Given information
---

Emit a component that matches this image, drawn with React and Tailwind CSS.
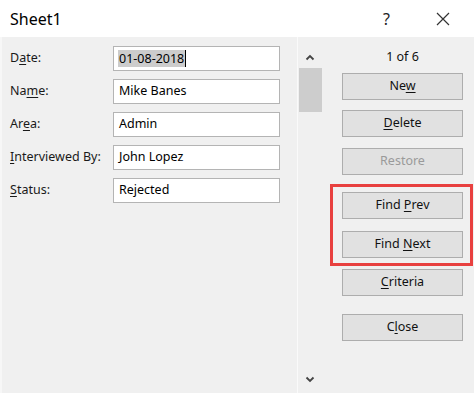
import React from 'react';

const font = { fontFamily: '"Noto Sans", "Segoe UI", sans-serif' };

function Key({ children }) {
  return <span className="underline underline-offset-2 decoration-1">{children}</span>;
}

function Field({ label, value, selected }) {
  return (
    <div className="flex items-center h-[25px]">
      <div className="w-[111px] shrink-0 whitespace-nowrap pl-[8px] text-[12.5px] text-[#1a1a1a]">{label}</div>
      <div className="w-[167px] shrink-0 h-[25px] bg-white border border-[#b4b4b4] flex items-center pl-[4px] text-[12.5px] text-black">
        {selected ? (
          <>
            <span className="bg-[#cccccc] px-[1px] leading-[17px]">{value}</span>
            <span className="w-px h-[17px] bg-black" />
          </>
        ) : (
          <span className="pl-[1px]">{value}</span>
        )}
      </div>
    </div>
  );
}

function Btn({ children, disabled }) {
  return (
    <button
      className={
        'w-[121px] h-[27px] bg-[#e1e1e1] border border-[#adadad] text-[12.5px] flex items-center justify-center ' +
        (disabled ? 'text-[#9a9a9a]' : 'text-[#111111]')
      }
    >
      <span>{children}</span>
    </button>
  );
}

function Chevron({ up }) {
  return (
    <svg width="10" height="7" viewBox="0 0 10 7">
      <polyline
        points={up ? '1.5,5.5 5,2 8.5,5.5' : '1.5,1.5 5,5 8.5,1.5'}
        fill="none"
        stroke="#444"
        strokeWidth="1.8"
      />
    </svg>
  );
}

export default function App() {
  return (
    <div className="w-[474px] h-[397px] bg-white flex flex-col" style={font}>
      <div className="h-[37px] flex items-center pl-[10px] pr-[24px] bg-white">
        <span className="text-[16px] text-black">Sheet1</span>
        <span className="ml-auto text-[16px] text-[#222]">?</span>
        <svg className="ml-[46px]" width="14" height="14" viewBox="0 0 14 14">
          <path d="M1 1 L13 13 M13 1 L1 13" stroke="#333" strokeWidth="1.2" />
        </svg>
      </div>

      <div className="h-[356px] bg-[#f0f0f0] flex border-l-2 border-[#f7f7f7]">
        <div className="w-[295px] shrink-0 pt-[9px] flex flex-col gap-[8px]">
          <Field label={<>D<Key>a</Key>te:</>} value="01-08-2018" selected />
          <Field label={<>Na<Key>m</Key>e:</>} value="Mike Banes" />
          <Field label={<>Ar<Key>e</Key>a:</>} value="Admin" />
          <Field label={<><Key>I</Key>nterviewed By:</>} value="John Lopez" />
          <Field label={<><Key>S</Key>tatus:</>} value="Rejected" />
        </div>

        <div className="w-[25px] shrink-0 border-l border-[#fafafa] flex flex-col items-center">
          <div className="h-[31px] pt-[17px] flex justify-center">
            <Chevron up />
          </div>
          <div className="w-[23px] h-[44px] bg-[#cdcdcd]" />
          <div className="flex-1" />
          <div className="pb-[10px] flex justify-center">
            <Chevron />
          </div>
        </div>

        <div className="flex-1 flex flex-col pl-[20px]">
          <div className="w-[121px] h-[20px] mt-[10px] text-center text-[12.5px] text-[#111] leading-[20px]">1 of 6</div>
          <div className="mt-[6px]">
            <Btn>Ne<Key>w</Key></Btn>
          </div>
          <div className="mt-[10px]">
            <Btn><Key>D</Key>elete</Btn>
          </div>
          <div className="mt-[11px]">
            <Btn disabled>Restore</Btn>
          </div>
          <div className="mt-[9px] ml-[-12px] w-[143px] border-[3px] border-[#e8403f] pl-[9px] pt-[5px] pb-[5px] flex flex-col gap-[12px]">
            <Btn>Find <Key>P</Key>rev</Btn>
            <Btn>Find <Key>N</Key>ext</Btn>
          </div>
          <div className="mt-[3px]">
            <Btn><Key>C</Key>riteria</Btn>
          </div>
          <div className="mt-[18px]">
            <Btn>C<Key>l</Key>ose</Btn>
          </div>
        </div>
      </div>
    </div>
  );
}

---

What the exercise asks
Leave out the pictures and restate everything else word for word.

Completed task
Emit a component that matches this image, drawn with React and Tailwind CSS.
import React from 'react';

const font = { fontFamily: '"Noto Sans", "Segoe UI", sans-serif' };

function Key({ children }) {
  return <span className="underline underline-offset-2 decoration-1">{children}</span>;
}

function Field({ label, value, selected }) {
  return (
    <div className="flex items-center h-[25px]">
      <div className="w-[111px] shrink-0 whitespace-nowrap pl-[8px] text-[12.5px] text-[#1a1a1a]">{label}</div>
      <div className="w-[167px] shrink-0 h-[25px] bg-white border border-[#b4b4b4] flex items-center pl-[4px] text-[12.5px] text-black">
        {selected ? (
          <>
            <span className="bg-[#cccccc] px-[1px] leading-[17px]">{value}</span>
            <span className="w-px h-[17px] bg-black" />
          </>
        ) : (
          <span className="pl-[1px]">{value}</span>
        )}
      </div>
    </div>
  );
}

function Btn({ children, disabled }) {
  return (
    <button
      className={
        'w-[121px] h-[27px] bg-[#e1e1e1] border border-[#adadad] text-[12.5px] flex items-center justify-center ' +
        (disabled ? 'text-[#9a9a9a]' : 'text-[#111111]')
      }
    >
      <span>{children}</span>
    </button>
  );
}

function Chevron({ up }) {
  return (
    <svg width="10" height="7" viewBox="0 0 10 7">
      <polyline
        points={up ? '1.5,5.5 5,2 8.5,5.5' : '1.5,1.5 5,5 8.5,1.5'}
        fill="none"
        stroke="#444"
        strokeWidth="1.8"
      />
    </svg>
  );
}

export default function App() {
  return (
    <div className="w-[474px] h-[397px] bg-white flex flex-col" style={font}>
      <div className="h-[37px] flex items-center pl-[10px] pr-[24px] bg-white">
        <span className="text-[16px] text-black">Sheet1</span>
        <span className="ml-auto text-[16px] text-[#222]">?</span>
        <svg className="ml-[46px]" width="14" height="14" viewBox="0 0 14 14">
          <path d="M1 1 L13 13 M13 1 L1 13" stroke="#333" strokeWidth="1.2" />
        </svg>
      </div>

      <div className="h-[356px] bg-[#f0f0f0] flex border-l-2 border-[#f7f7f7]">
        <div className="w-[295px] shrink-0 pt-[9px] flex flex-col gap-[8px]">
          <Field label={<>D<Key>a</Key>te:</>} value="01-08-2018" selected />
          <Field label={<>Na<Key>m</Key>e:</>} value="Mike Banes" />
          <Field label={<>Ar<Key>e</Key>a:</>} value="Admin" />
          <Field label={<><Key>I</Key>nterviewed By:</>} value="John Lopez" />
          <Field label={<><Key>S</Key>tatus:</>} value="Rejected" />
        </div>

        <div className="w-[25px] shrink-0 border-l border-[#fafafa] flex flex-col items-center">
          <div className="h-[31px] pt-[17px] flex justify-center">
            <Chevron up />
          </div>
          <div className="w-[23px] h-[44px] bg-[#cdcdcd]" />
          <div className="flex-1" />
          <div className="pb-[10px] flex justify-center">
            <Chevron />
          </div>
        </div>

        <div className="flex-1 flex flex-col pl-[20px]">
          <div className="w-[121px] h-[20px] mt-[10px] text-center text-[12.5px] text-[#111] leading-[20px]">1 of 6</div>
          <div className="mt-[6px]">
            <Btn>Ne<Key>w</Key></Btn>
          </div>
          <div className="mt-[10px]">
            <Btn><Key>D</Key>elete</Btn>
          </div>
          <div className="mt-[11px]">
            <Btn disabled>Restore</Btn>
          </div>
          <div className="mt-[9px] ml-[-12px] w-[143px] border-[3px] border-[#e8403f] pl-[9px] pt-[5px] pb-[5px] flex flex-col gap-[12px]">
            <Btn>Find <Key>P</Key>rev</Btn>
            <Btn>Find <Key>N</Key>ext</Btn>
          </div>
          <div className="mt-[3px]">
            <Btn><Key>C</Key>riteria</Btn>
          </div>
          <div className="mt-[18px]">
            <Btn>C<Key>l</Key>ose</Btn>
          </div>
        </div>
      </div>
    </div>
  );
}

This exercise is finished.